◆ What you are asked to do:
Your copy of the material must match it exactly, except that pictures are dropped.

Begin Recorded information

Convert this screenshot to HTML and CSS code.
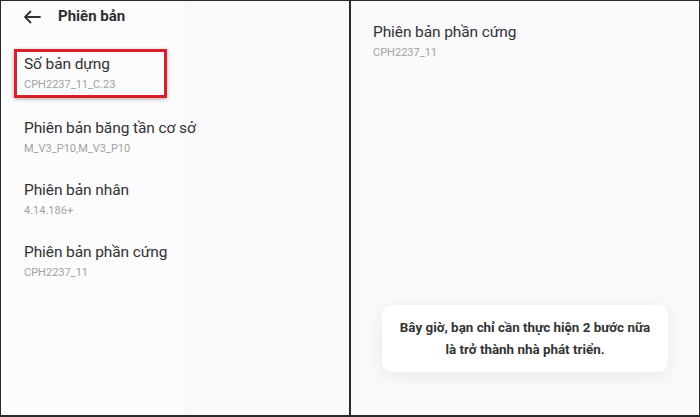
FILE: index.html
```html
<!DOCTYPE html>
<html lang="vi">
<head>
<meta charset="utf-8">
<title>Phiên bản</title>
<link rel="stylesheet" href="styles.css">
</head>
<body>
<div class="frame">
  <section class="panel panel-left">
    <header class="topbar">
      <svg class="back" width="18" height="14" viewBox="0 0 18 14" aria-hidden="true">
        <path d="M17 7H2M7.5 1.5L2 7l5.5 5.5" fill="none" stroke="#333" stroke-width="1.8" stroke-linecap="round" stroke-linejoin="round"/>
      </svg>
      <h1 class="page-title">Phiên bản</h1>
    </header>
    <div class="list">
      <div class="item highlight">
        <div class="item-title">Số bản dựng</div>
        <div class="item-sub">CPH2237_11_C.23</div>
      </div>
      <div class="item">
        <div class="item-title">Phiên bản băng tần cơ sở</div>
        <div class="item-sub">M_V3_P10,M_V3_P10</div>
      </div>
      <div class="item">
        <div class="item-title">Phiên bản nhân</div>
        <div class="item-sub">4.14.186+</div>
      </div>
      <div class="item">
        <div class="item-title">Phiên bản phần cứng</div>
        <div class="item-sub">CPH2237_11</div>
      </div>
    </div>
  </section>
  <div class="divider"></div>
  <section class="panel panel-right">
    <div class="item right-item">
      <div class="item-title">Phiên bản phần cứng</div>
      <div class="item-sub">CPH2237_11</div>
    </div>
    <div class="toast">Bây giờ, bạn chỉ cần thực hiện 2 bước nữa<br>là trở thành nhà phát triển.</div>
  </section>
</div>
</body>
</html>
```

FILE: styles.css
```css
* { box-sizing: border-box; }
html, body { margin: 0; padding: 0; }
body {
  width: 700px;
  height: 417px;
  font-family: Roboto, "Noto Sans", "DejaVu Sans", sans-serif;
  background: #2a2a2a;
  overflow: hidden;
}
.frame {
  display: flex;
  width: 700px;
  height: 417px;
  border: 1px solid #2a2a2a;
  border-bottom-width: 2px;
  background: #2a2a2a;
}
.panel {
  width: 348px;
  height: 100%;
  display: flex;
  flex-direction: column;
}
.panel-left {
  background: linear-gradient(90deg, #fcfbfd 0%, #fcfbfd 52%, #f9f8fb 54%, #f9f8fb 100%);
}
.panel-right {
  background: #faf9fb;
  align-items: flex-start;
}
.divider {
  width: 2px;
  background: #2a2a2a;
}
.topbar {
  height: 30px;
  display: flex;
  align-items: center;
  padding-left: 22px;
  gap: 17px;
}
.back { display: block; margin-top: 1px; }
.page-title {
  margin: 0;
  font-size: 15px;
  font-weight: 700;
  color: #2e2e2e;
  line-height: 20px;
}
.list {
  display: flex;
  flex-direction: column;
  padding-top: 18px;
}
.item {
  padding-left: 23px;
  margin-bottom: 24px;
}
.item-title {
  font-size: 15.5px;
  line-height: 20px;
  color: #333;
  letter-spacing: -0.1px;
}
.item-sub {
  margin-top: 4px;
  font-size: 11px;
  line-height: 14px;
  color: #a2a2a2;
}
.highlight {
  align-self: flex-start;
  width: 153px;
  margin-left: 13px;
  padding: 2px 9px 3px 7px;
  border: 3px solid #d7202b;
  box-shadow: 0 1px 4px rgba(80, 0, 0, 0.35);
  margin-bottom: 20px;
}
.right-item {
  padding-top: 21px;
  padding-left: 22px;
}
.toast {
  margin: auto 0 43px 31px;
  width: 286px;
  height: 67px;
  padding-top: 12px;
  background: #ffffff;
  border-radius: 10px;
  box-shadow: 0 4px 18px rgba(0, 0, 0, 0.08);
  text-align: center;
  font-size: 13.4px;
  font-weight: 700;
  line-height: 22px;
  color: #333;
}
```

End Recorded information

◆ Finished exercise:
Convert this screenshot to HTML and CSS code.
FILE: index.html
```html
<!DOCTYPE html>
<html lang="vi">
<head>
<meta charset="utf-8">
<title>Phiên bản</title>
<link rel="stylesheet" href="styles.css">
</head>
<body>
<div class="frame">
  <section class="panel panel-left">
    <header class="topbar">
      <svg class="back" width="18" height="14" viewBox="0 0 18 14" aria-hidden="true">
        <path d="M17 7H2M7.5 1.5L2 7l5.5 5.5" fill="none" stroke="#333" stroke-width="1.8" stroke-linecap="round" stroke-linejoin="round"/>
      </svg>
      <h1 class="page-title">Phiên bản</h1>
    </header>
    <div class="list">
      <div class="item highlight">
        <div class="item-title">Số bản dựng</div>
        <div class="item-sub">CPH2237_11_C.23</div>
      </div>
      <div class="item">
        <div class="item-title">Phiên bản băng tần cơ sở</div>
        <div class="item-sub">M_V3_P10,M_V3_P10</div>
      </div>
      <div class="item">
        <div class="item-title">Phiên bản nhân</div>
        <div class="item-sub">4.14.186+</div>
      </div>
      <div class="item">
        <div class="item-title">Phiên bản phần cứng</div>
        <div class="item-sub">CPH2237_11</div>
      </div>
    </div>
  </section>
  <div class="divider"></div>
  <section class="panel panel-right">
    <div class="item right-item">
      <div class="item-title">Phiên bản phần cứng</div>
      <div class="item-sub">CPH2237_11</div>
    </div>
    <div class="toast">Bây giờ, bạn chỉ cần thực hiện 2 bước nữa<br>là trở thành nhà phát triển.</div>
  </section>
</div>
</body>
</html>
```

FILE: styles.css
```css
* { box-sizing: border-box; }
html, body { margin: 0; padding: 0; }
body {
  width: 700px;
  height: 417px;
  font-family: Roboto, "Noto Sans", "DejaVu Sans", sans-serif;
  background: #2a2a2a;
  overflow: hidden;
}
.frame {
  display: flex;
  width: 700px;
  height: 417px;
  border: 1px solid #2a2a2a;
  border-bottom-width: 2px;
  background: #2a2a2a;
}
.panel {
  width: 348px;
  height: 100%;
  display: flex;
  flex-direction: column;
}
.panel-left {
  background: linear-gradient(90deg, #fcfbfd 0%, #fcfbfd 52%, #f9f8fb 54%, #f9f8fb 100%);
}
.panel-right {
  background: #faf9fb;
  align-items: flex-start;
}
.divider {
  width: 2px;
  background: #2a2a2a;
}
.topbar {
  height: 30px;
  display: flex;
  align-items: center;
  padding-left: 22px;
  gap: 17px;
}
.back { display: block; margin-top: 1px; }
.page-title {
  margin: 0;
  font-size: 15px;
  font-weight: 700;
  color: #2e2e2e;
  line-height: 20px;
}
.list {
  display: flex;
  flex-direction: column;
  padding-top: 18px;
}
.item {
  padding-left: 23px;
  margin-bottom: 24px;
}
.item-title {
  font-size: 15.5px;
  line-height: 20px;
  color: #333;
  letter-spacing: -0.1px;
}
.item-sub {
  margin-top: 4px;
  font-size: 11px;
  line-height: 14px;
  color: #a2a2a2;
}
.highlight {
  align-self: flex-start;
  width: 153px;
  margin-left: 13px;
  padding: 2px 9px 3px 7px;
  border: 3px solid #d7202b;
  box-shadow: 0 1px 4px rgba(80, 0, 0, 0.35);
  margin-bottom: 20px;
}
.right-item {
  padding-top: 21px;
  padding-left: 22px;
}
.toast {
  margin: auto 0 43px 31px;
  width: 286px;
  height: 67px;
  padding-top: 12px;
  background: #ffffff;
  border-radius: 10px;
  box-shadow: 0 4px 18px rgba(0, 0, 0, 0.08);
  text-align: center;
  font-size: 13.4px;
  font-weight: 700;
  line-height: 22px;
  color: #333;
}
```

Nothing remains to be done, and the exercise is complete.